Should ED Be Held to ICU Standard of Care?

One legal question is what standard of care the ED would be held to in the event of a lawsuit involving an admitted boarded patient's bad outcome. "We cannot meet the ICU standard of care, not because we don't want to, but because we do not have the resources. We are an ED. We are not here for the people who are going to be here for the next three days. We are here for the next urgent patient who comes in," says Frank Peacock, MD, vice chief of emergency medicine at The Cleveland (OH) Clinic Foundation.

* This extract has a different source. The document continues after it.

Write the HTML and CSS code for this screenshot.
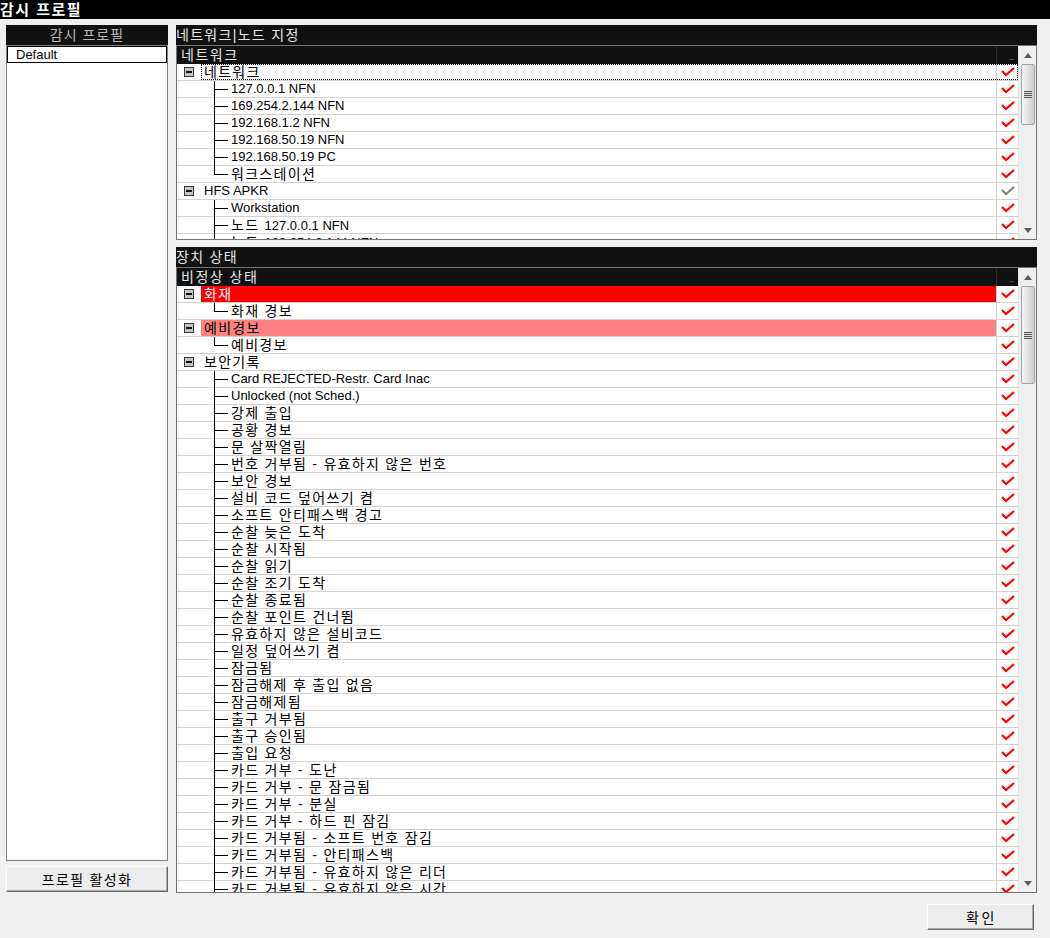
FILE: index.html
```html
<!DOCTYPE html>
<html lang="ko">
<head>
    <meta charset="UTF-8">
    <title>감시 프로필</title>
    <link rel="stylesheet" href="styles.css">
</head>
<body>
    <svg class="defs" width="0" height="0">
        <symbol id="chk" viewBox="0 0 14 10">
            <polyline points="1,4 5,8 13,1" fill="none" stroke="currentColor" stroke-width="2.2" />
        </symbol>
        <symbol id="up" viewBox="0 0 8 5">
            <polygon points="0,5 4,0 8,5" fill="currentColor" />
        </symbol>
        <symbol id="down" viewBox="0 0 8 5">
            <polygon points="0,0 8,0 4,5" fill="currentColor" />
        </symbol>
    </svg>

    <div class="titlebar">감시 프로필</div>

    <div class="main">
        <div class="left">
            <div class="panel-head centered">감시 프로필</div>
            <div class="listbox">
                <div class="list-item">Default</div>
            </div>
            <button class="btn btn-wide">프로필 활성화</button>
        </div>

        <div class="right">
            <div class="panel-head">네트워크|노드 지정</div>
            <div class="grid grid-net">
                <div class="grid-main">
                    <div class="col-head"><span class="col-name">네트워크</span><span class="col-more">..</span></div>
                    <div class="row"><span class="lead"><span class="toggle"></span></span><span class="body focus"><span class="label ko">네트워크</span><span class="chk"><svg><use href="#chk" /></svg></span></span></div>
                    <div class="row"><span class="lead"></span><span class="body"><span class="branch"></span><span class="label">127.0.0.1 NFN</span><span class="chk"><svg><use href="#chk" /></svg></span></span></div>
                    <div class="row"><span class="lead"></span><span class="body"><span class="branch"></span><span class="label">169.254.2.144 NFN</span><span class="chk"><svg><use href="#chk" /></svg></span></span></div>
                    <div class="row"><span class="lead"></span><span class="body"><span class="branch"></span><span class="label">192.168.1.2 NFN</span><span class="chk"><svg><use href="#chk" /></svg></span></span></div>
                    <div class="row"><span class="lead"></span><span class="body"><span class="branch"></span><span class="label">192.168.50.19 NFN</span><span class="chk"><svg><use href="#chk" /></svg></span></span></div>
                    <div class="row"><span class="lead"></span><span class="body"><span class="branch"></span><span class="label">192.168.50.19 PC</span><span class="chk"><svg><use href="#chk" /></svg></span></span></div>
                    <div class="row"><span class="lead"></span><span class="body"><span class="branch last"></span><span class="label ko">워크스테이션</span><span class="chk"><svg><use href="#chk" /></svg></span></span></div>
                    <div class="row"><span class="lead"><span class="toggle"></span></span><span class="body"><span class="label">HFS APKR</span><span class="chk grey"><svg><use href="#chk" /></svg></span></span></div>
                    <div class="row"><span class="lead"></span><span class="body"><span class="branch"></span><span class="label">Workstation</span><span class="chk"><svg><use href="#chk" /></svg></span></span></div>
                    <div class="row"><span class="lead"></span><span class="body"><span class="branch"></span><span class="label"><span class="ko">노드 </span>127.0.0.1 NFN</span><span class="chk"><svg><use href="#chk" /></svg></span></span></div>
                    <div class="row"><span class="lead"></span><span class="body"><span class="branch"></span><span class="label"><span class="ko">노드 </span>169.254.2.144 NFN</span><span class="chk"><svg><use href="#chk" /></svg></span></span></div>
                </div>
                <div class="scroll">
                    <div class="arrow"><svg><use href="#up" /></svg></div>
                    <div class="thumb thumb-net"><span class="grip"></span></div>
                    <div class="track"></div>
                    <div class="arrow"><svg><use href="#down" /></svg></div>
                </div>
            </div>

            <div class="panel-head spaced">장치 상태</div>
            <div class="grid grid-state">
                <div class="grid-main">
                    <div class="col-head"><span class="col-name">비정상 상태</span><span class="col-more">..</span></div>
                    <div class="row"><span class="lead"><span class="toggle"></span></span><span class="body"><span class="label ko fire">화재</span><span class="chk"><svg><use href="#chk" /></svg></span></span></div>
                    <div class="row"><span class="lead"></span><span class="body"><span class="branch last"></span><span class="label ko">화재 경보</span><span class="chk"><svg><use href="#chk" /></svg></span></span></div>
                    <div class="row"><span class="lead"><span class="toggle"></span></span><span class="body"><span class="label ko warn">예비경보</span><span class="chk"><svg><use href="#chk" /></svg></span></span></div>
                    <div class="row"><span class="lead"></span><span class="body"><span class="branch last"></span><span class="label ko">예비경보</span><span class="chk"><svg><use href="#chk" /></svg></span></span></div>
                    <div class="row"><span class="lead"><span class="toggle"></span></span><span class="body"><span class="label ko">보안기록</span><span class="chk"><svg><use href="#chk" /></svg></span></span></div>
                    <div class="row"><span class="lead"></span><span class="body"><span class="branch"></span><span class="label">Card REJECTED-Restr. Card Inac</span><span class="chk"><svg><use href="#chk" /></svg></span></span></div>
                    <div class="row"><span class="lead"></span><span class="body"><span class="branch"></span><span class="label">Unlocked (not Sched.)</span><span class="chk"><svg><use href="#chk" /></svg></span></span></div>
                    <div class="row"><span class="lead"></span><span class="body"><span class="branch"></span><span class="label ko">강제 출입</span><span class="chk"><svg><use href="#chk" /></svg></span></span></div>
                    <div class="row"><span class="lead"></span><span class="body"><span class="branch"></span><span class="label ko">공황 경보</span><span class="chk"><svg><use href="#chk" /></svg></span></span></div>
                    <div class="row"><span class="lead"></span><span class="body"><span class="branch"></span><span class="label ko">문 살짝열림</span><span class="chk"><svg><use href="#chk" /></svg></span></span></div>
                    <div class="row"><span class="lead"></span><span class="body"><span class="branch"></span><span class="label ko">번호 거부됨 - 유효하지 않은 번호</span><span class="chk"><svg><use href="#chk" /></svg></span></span></div>
                    <div class="row"><span class="lead"></span><span class="body"><span class="branch"></span><span class="label ko">보안 경보</span><span class="chk"><svg><use href="#chk" /></svg></span></span></div>
                    <div class="row"><span class="lead"></span><span class="body"><span class="branch"></span><span class="label ko">설비 코드 덮어쓰기 켬</span><span class="chk"><svg><use href="#chk" /></svg></span></span></div>
                    <div class="row"><span class="lead"></span><span class="body"><span class="branch"></span><span class="label ko">소프트 안티패스백 경고</span><span class="chk"><svg><use href="#chk" /></svg></span></span></div>
                    <div class="row"><span class="lead"></span><span class="body"><span class="branch"></span><span class="label ko">순찰 늦은 도착</span><span class="chk"><svg><use href="#chk" /></svg></span></span></div>
                    <div class="row"><span class="lead"></span><span class="body"><span class="branch"></span><span class="label ko">순찰 시작됨</span><span class="chk"><svg><use href="#chk" /></svg></span></span></div>
                    <div class="row"><span class="lead"></span><span class="body"><span class="branch"></span><span class="label ko">순찰 읽기</span><span class="chk"><svg><use href="#chk" /></svg></span></span></div>
                    <div class="row"><span class="lead"></span><span class="body"><span class="branch"></span><span class="label ko">순찰 조기 도착</span><span class="chk"><svg><use href="#chk" /></svg></span></span></div>
                    <div class="row"><span class="lead"></span><span class="body"><span class="branch"></span><span class="label ko">순찰 종료됨</span><span class="chk"><svg><use href="#chk" /></svg></span></span></div>
                    <div class="row"><span class="lead"></span><span class="body"><span class="branch"></span><span class="label ko">순찰 포인트 건너뜀</span><span class="chk"><svg><use href="#chk" /></svg></span></span></div>
                    <div class="row"><span class="lead"></span><span class="body"><span class="branch"></span><span class="label ko">유효하지 않은 설비코드</span><span class="chk"><svg><use href="#chk" /></svg></span></span></div>
                    <div class="row"><span class="lead"></span><span class="body"><span class="branch"></span><span class="label ko">일정 덮어쓰기 켬</span><span class="chk"><svg><use href="#chk" /></svg></span></span></div>
                    <div class="row"><span class="lead"></span><span class="body"><span class="branch"></span><span class="label ko">잠금됨</span><span class="chk"><svg><use href="#chk" /></svg></span></span></div>
                    <div class="row"><span class="lead"></span><span class="body"><span class="branch"></span><span class="label ko">잠금해제 후 출입 없음</span><span class="chk"><svg><use href="#chk" /></svg></span></span></div>
                    <div class="row"><span class="lead"></span><span class="body"><span class="branch"></span><span class="label ko">잠금해제됨</span><span class="chk"><svg><use href="#chk" /></svg></span></span></div>
                    <div class="row"><span class="lead"></span><span class="body"><span class="branch"></span><span class="label ko">출구 거부됨</span><span class="chk"><svg><use href="#chk" /></svg></span></span></div>
                    <div class="row"><span class="lead"></span><span class="body"><span class="branch"></span><span class="label ko">출구 승인됨</span><span class="chk"><svg><use href="#chk" /></svg></span></span></div>
                    <div class="row"><span class="lead"></span><span class="body"><span class="branch"></span><span class="label ko">출입 요청</span><span class="chk"><svg><use href="#chk" /></svg></span></span></div>
                    <div class="row"><span class="lead"></span><span class="body"><span class="branch"></span><span class="label ko">카드 거부 - 도난</span><span class="chk"><svg><use href="#chk" /></svg></span></span></div>
                    <div class="row"><span class="lead"></span><span class="body"><span class="branch"></span><span class="label ko">카드 거부 - 문 잠금됨</span><span class="chk"><svg><use href="#chk" /></svg></span></span></div>
                    <div class="row"><span class="lead"></span><span class="body"><span class="branch"></span><span class="label ko">카드 거부 - 분실</span><span class="chk"><svg><use href="#chk" /></svg></span></span></div>
                    <div class="row"><span class="lead"></span><span class="body"><span class="branch"></span><span class="label ko">카드 거부 - 하드 핀 잠김</span><span class="chk"><svg><use href="#chk" /></svg></span></span></div>
                    <div class="row"><span class="lead"></span><span class="body"><span class="branch"></span><span class="label ko">카드 거부됨 - 소프트 번호 잠김</span><span class="chk"><svg><use href="#chk" /></svg></span></span></div>
                    <div class="row"><span class="lead"></span><span class="body"><span class="branch"></span><span class="label ko">카드 거부됨 - 안티패스백</span><span class="chk"><svg><use href="#chk" /></svg></span></span></div>
                    <div class="row"><span class="lead"></span><span class="body"><span class="branch"></span><span class="label ko">카드 거부됨 - 유효하지 않은 리더</span><span class="chk"><svg><use href="#chk" /></svg></span></span></div>
                    <div class="row"><span class="lead"></span><span class="body"><span class="branch"></span><span class="label ko">카드 거부됨 - 유효하지 않은 시간</span><span class="chk"><svg><use href="#chk" /></svg></span></span></div>
                </div>
                <div class="scroll">
                    <div class="arrow"><svg><use href="#up" /></svg></div>
                    <div class="thumb thumb-state"><span class="grip"></span></div>
                    <div class="track"></div>
                    <div class="arrow"><svg><use href="#down" /></svg></div>
                </div>
            </div>
        </div>
    </div>

    <div class="footer">
        <button class="btn btn-ok">확인</button>
    </div>
</body>
</html>
```

FILE: styles.css
```css
* {
    box-sizing: border-box;
}

html,
body {
    margin: 0;
}

body {
    background: #f0f0f0;
    color: #000;
    font-family: "Liberation Sans", "Noto Sans CJK KR", sans-serif;
    font-size: 13px;
}

.defs {
    position: absolute;
}

.titlebar {
    height: 19px;
    background: #000;
    color: #fff;
    font-size: 15px;
    font-weight: bold;
    letter-spacing: 1.5px;
    line-height: 19px;
}

.main {
    display: flex;
    gap: 8px;
    padding: 6px 0 0 6px;
}

.left {
    width: 162px;
    display: flex;
    flex-direction: column;
}

.right {
    width: 861px;
    display: flex;
    flex-direction: column;
}

.panel-head {
    height: 20px;
    background: #111;
    color: #e6e6e6;
    font-size: 14px;
    letter-spacing: 1.3px;
    line-height: 20px;
    white-space: nowrap;
}

.panel-head.centered {
    text-align: center;
    color: #b8b8b8;
    letter-spacing: 1px;
}

.panel-head.spaced {
    margin-top: 7px;
}

.listbox {
    height: 816px;
    background: #fff;
    border: 1px solid #828282;
}

.list-item {
    height: 17px;
    border: 1px solid #000;
    padding-left: 8px;
    line-height: 15px;
}

/* buttons */
.btn {
    background: #ececec;
    border: 1px solid;
    border-color: #fdfdfd #6b6b6b #6b6b6b #fdfdfd;
    box-shadow: inset -1px -1px 0 #a8a8a8;
    font-family: "Liberation Sans", "Noto Sans CJK KR", sans-serif;
    font-size: 14px;
    letter-spacing: 1.3px;
    color: #000;
    padding: 0;
}

.btn-wide {
    margin-top: 5px;
    height: 26px;
    width: 100%;
}

.footer {
    display: flex;
    justify-content: flex-end;
    padding: 11px 16px 0 0;
}

.btn-ok {
    width: 107px;
    height: 26px;
    letter-spacing: 2.5px;
    padding-left: 2px;
}

/* tree grids */
.grid {
    display: flex;
    background: #fff;
    border: 1px solid #747474;
    overflow: hidden;
}

.grid-net {
    height: 195px;
}

.grid-state {
    height: 626px;
}

.grid-main {
    flex: 1;
    min-width: 0;
    display: flex;
    flex-direction: column;
    overflow: hidden;
}

.col-head {
    height: 18px;
    flex-shrink: 0;
    display: flex;
    background: #111;
    color: #e6e6e6;
}

.col-name {
    flex: 1;
    padding-left: 4px;
    font-size: 14px;
    letter-spacing: 1.5px;
    line-height: 18px;
}

.col-more {
    width: 22px;
    border-left: 1px solid #2e2e2e;
    color: #9aa4b8;
    font-size: 9px;
    line-height: 22px;
    text-align: right;
    padding-right: 4px;
}

.row {
    height: 17px;
    flex-shrink: 0;
    display: flex;
    border-bottom: 1px solid #d6d2ca;
}

.lead {
    width: 24px;
    flex-shrink: 0;
    display: flex;
    align-items: center;
}

.toggle {
    width: 10px;
    height: 10px;
    margin-left: 7px;
    border: 1px solid #3a3a3a;
    background: linear-gradient(#111, #111) center / 6px 2px no-repeat, #c4c4c4;
}

.body {
    flex: 1;
    min-width: 0;
    display: flex;
}

.body.focus {
    outline: 1px dotted #000;
    outline-offset: -1px;
}

.branch {
    width: 27px;
    flex-shrink: 0;
    margin-bottom: -1px;
    background:
        linear-gradient(#000, #000) 13px 0 / 1px 100% no-repeat,
        linear-gradient(#000, #000) 13px 8px / 14px 1px no-repeat;
}

.branch.last {
    background:
        linear-gradient(#000, #000) 13px 0 / 1px 9px no-repeat,
        linear-gradient(#000, #000) 13px 8px / 14px 1px no-repeat;
}

.label {
    flex: 1;
    min-width: 0;
    padding-left: 3px;
    line-height: 16px;
    white-space: nowrap;
    overflow: hidden;
}

.ko {
    font-size: 14px;
    letter-spacing: 1.3px;
}

.label.fire {
    background: #ff0000;
    color: #fff;
}

.label.warn {
    background: #ff8080;
}

.chk {
    width: 22px;
    flex-shrink: 0;
    border-left: 1px solid #d6d2ca;
    display: flex;
    align-items: center;
    justify-content: center;
    color: #ff0000;
}

.chk.grey {
    color: #808080;
}

.chk svg {
    width: 14px;
    height: 10px;
}

/* scrollbars */
.scroll {
    width: 18px;
    flex-shrink: 0;
    display: flex;
    flex-direction: column;
    background: #efefef;
    border-left: 1px solid #e4e4e4;
}

.arrow {
    height: 18px;
    flex-shrink: 0;
    display: flex;
    align-items: center;
    justify-content: center;
    color: #5a5a5a;
}

.arrow svg {
    width: 8px;
    height: 5px;
}

.thumb {
    margin: 0 1px 0 2px;
    flex-shrink: 0;
    border: 1px solid #a2a2a2;
    border-radius: 2px;
    background: linear-gradient(to right, #f6f6f6, #e2e2e2 50%, #cdcdcd);
    display: flex;
    align-items: center;
    justify-content: center;
}

.thumb-net {
    height: 61px;
}

.thumb-state {
    height: 98px;
}

.grip {
    width: 8px;
    height: 7px;
    background: repeating-linear-gradient(#555 0 1px, #dcdcdc 1px 2px);
}

.track {
    flex: 1;
}
```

EDs typically lack equipment and the ability to perform invasive or noninvasive testing. "It is folly to think that the ED provides anything like the standard of care of any unit. It is absurd for anyone to expect that the ED would provide that level of care," says Peacock. "That's why I have a 60-bed ED in a 1,460-bed hospital."

For this reason, Peacock believes the ED legally would be held to the standard of care for the ED, not an ICU. "But the next question is, 'So why didn't they have an internal medicine doctor come down from upstairs?' And that's a difficult one for me to answer," says Peacock. "You are now in the position of having to throw the hospital—your employer—under the bus."

In this scenario, no one wins. "The patient is harmed, the ED physician is left holding the bag, and the hospital gets to join him," says Peacock. "We take care of emergencies—we are not chronic care people. The crises should take priority and because they do, chronic care patients get ignored. That's why it's a bad place to put a chronic care patient, unless you want to put a whole lot more staff down in the ER, and a whole lot more beds."

Plaintiff Argues Otherwise

A plaintiff's attorney presumably would argue that the patient was admitted to an ICU, precisely because ICUs are equipped to provide services that you can't get on an ordinary floor, much less the ED. "They will argue that the fact that you chose to house this patient in the ED is your business, but he was entitled to ICU carethat is why he was admitted," says Joseph P. McMenamin, MD, JD, FCLM, a partner at Richmond, VA-based McGuireWoods and a former practicing emergency physician. "So the dopamine drip that would have been provided there, is what you should have done."

Although ED nursing staffing is based on census and history, these calculations don't take into account admitted patients. "You assign staff based on when you think you're going to need them, but all of that presupposes that an admission is no longer your baby—the admission is upstairs. If that's not true, then your calculations can't be right," says McMenamin.

If the ED averages 10 patients at a time, which is the number that two nurses can handle, those same two nurses presumably won't be able to handle 15 or 20 patients. "If you had twice as many patients and didn't increase the number of nurses, there may be a host of good reasons for that. But I can easily see a plaintiffs' attorney making hay out of it," says McMenamin.